The disciples are mystified by this, appalled at the things Jesus has told them. And once again it’s impetuous Peter who speaks out. “No, Lord, this shall never happen to you!” he cries. And Jesus, who just three or four verses ago has been commending Peter, now dismisses him with these words: “Out of my sight, Satan! You are a stumbling block to me. You think as men think, and not as God thinks!”
“Out of my sight, Satan!” Tough words, indeed. But think: where did we last find Jesus conversing with Satan? When in Lent we called to mind his testing in the wilderness. There Jesus was tempted of the Devil; in other words, he wrestled with the many temptations that would come his way as he ministered, temptations to turn aside and take the plausible but worldly alternative. A few verses before today’s Gospel reading Jesus had told Peter that his words “You are the Messiah” were not his own, but given him by God; now he tells Peter he’s speaking words put into his mouth by Satan.
Throughout his ministry Jesus must have needed to face down those same all-too-plausible temptations: to make choices that would have seemed sensible and even good - but they were the wrong way to go, they ran counter to his Father’s will. Such as going for worldly power, taking the throne of David that people expected the Messiah to seize: surely a lot of good could come of doing that: people set free, a new peace for Israel under the Law. How could that be bad?
The answer can be found in a phrase we use in the Communion prayer: “once and for all”. God’s love has no boundaries, and God’s salvation has no boundaries. It’s not for one people but for all people. It’s not about becoming King of Israel, the Messiah must be King of the world - and not for the duration of an earthly reign, but for ever. Anything less plays into Satan’s hands, and the long reign of sin remains unchallenged.
But I don’t suppose that at that time the disciples were able to make much sense of what Jesus was saying. It was so far from how they must have imagined things would be. This Messiah will win the greatest of victories, but to the world it will look like defeat. His crown is claimed from the wood of the cross, not on any battlefield. And Jesus goes on to talk to his disciples about what is expected of them. “Whoever wants to save his life will lose it, but whoever loses his life for my sake will find it.”
So Jesus told his disciples that even as he sets his face to Jerusalem, he knows that he’s going there to die. And I’m sure that realisation of what was being asked of him would have been as terrifying for Jesus the man as for any other of us; but this man will do everything the Father asks of him. So it isn’t that Jesus enters Jerusalem full of Messianic hope, and then it all goes wrong for him; not at all - he knows from the start what he’s going there to do.
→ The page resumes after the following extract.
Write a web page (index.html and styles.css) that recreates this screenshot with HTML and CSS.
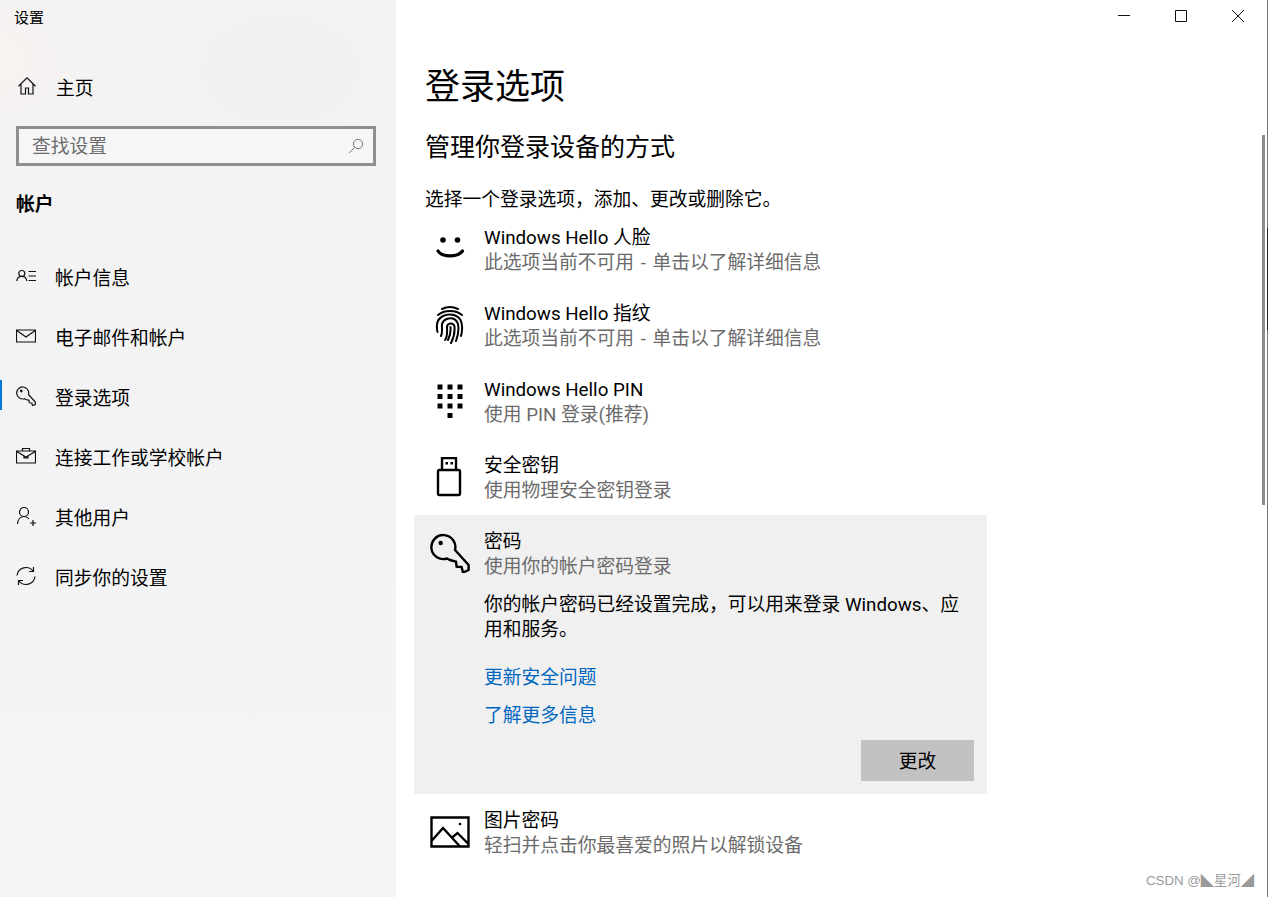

He will enter the city to do his Father’s will, and already his life has been surrendered; this man holds nothing back, he gives it all.
Only in retrospect, only after they’ve seen him die, and known him risen and alive, only then will the disciples get their heads round what Jesus had been saying to them all along. But all through their time with him they’ve seen the example he has set, of humility and service, and his word to them has been: “Let the greatest among you be as one who serves.”
Let the greatest among you be as one who serves. Everything we do as Church needs again and again to face the test of those words. Our great and holy task is to present Christ to a world that so desperately needs to know him as he really is, and to know the love which is his way and his being and his gift. Be sure that the Devil still finds plausible ways to tempt and persuade us away from that task.
These plausible temptations so often begin with worry. We worry about our status and position in the world, we worry about how many attend our church on Sunday, we worry about making ends meet and looking after our buildings, and we worry about why the church up the road is doing well while we’re struggling. There’s always something to worry about. And as we deal with our worldly worries, we may choose to model the way we do things on the way we see other successful organisations operate. There’s nothing wrong in borrowing good ideas, just so long as we remember our priorities are different. Sometimes the way Churches and individual Christians behave will look foolish according to the way the world measures things.
That’s because we follow a man who died on a cross, and he told us we can’t follow him without taking up crosses of our own. If my life isn’t cross-shaped and cross-centred, then however successful and plausible I may seem to be, there’s something vital missing, I’m losing touch with my Lord. For Jesus went to Jerusalem, to the place where Messiahs should go to get themselves made king, knowing that the true Christ must go there in order to die.
I want to close with some confessional words from G.A. Studdert Kennedy, better known in the First World War as ‘Woodbine Willie’ and from his heroic chaplaincy of our soldiers in the trenches. He wrote :-
“On June 7th 1917 I was running to our lines half made with fright, though running in the right direction, thank God, through what had been once a wooded copse. It was being heavily shelled. As I ran I stumbled and fell over something. I stopped to see what it was. It was an undersized, underfed German boy, with a wound in his stomach and a hole in his head. I remember muttering, ‘You poor little devil, what had you got to do with it? Not much great blond Prussian about you.’
“Then there came light. It may have been pure imagination, but that does not mean that it was not also reality, for what is called imagination is often the road to reality. It seemed to me that the boy disappeared and in his place lay the Christ upon his cross, and cried, “Inasmuch as ye have done it unto the least of these my little ones ye have done it unto me.” From that moment on I never saw a battlefield as anything but a crucifix. From that moment on I have never seen the world as anything but a crucifix.”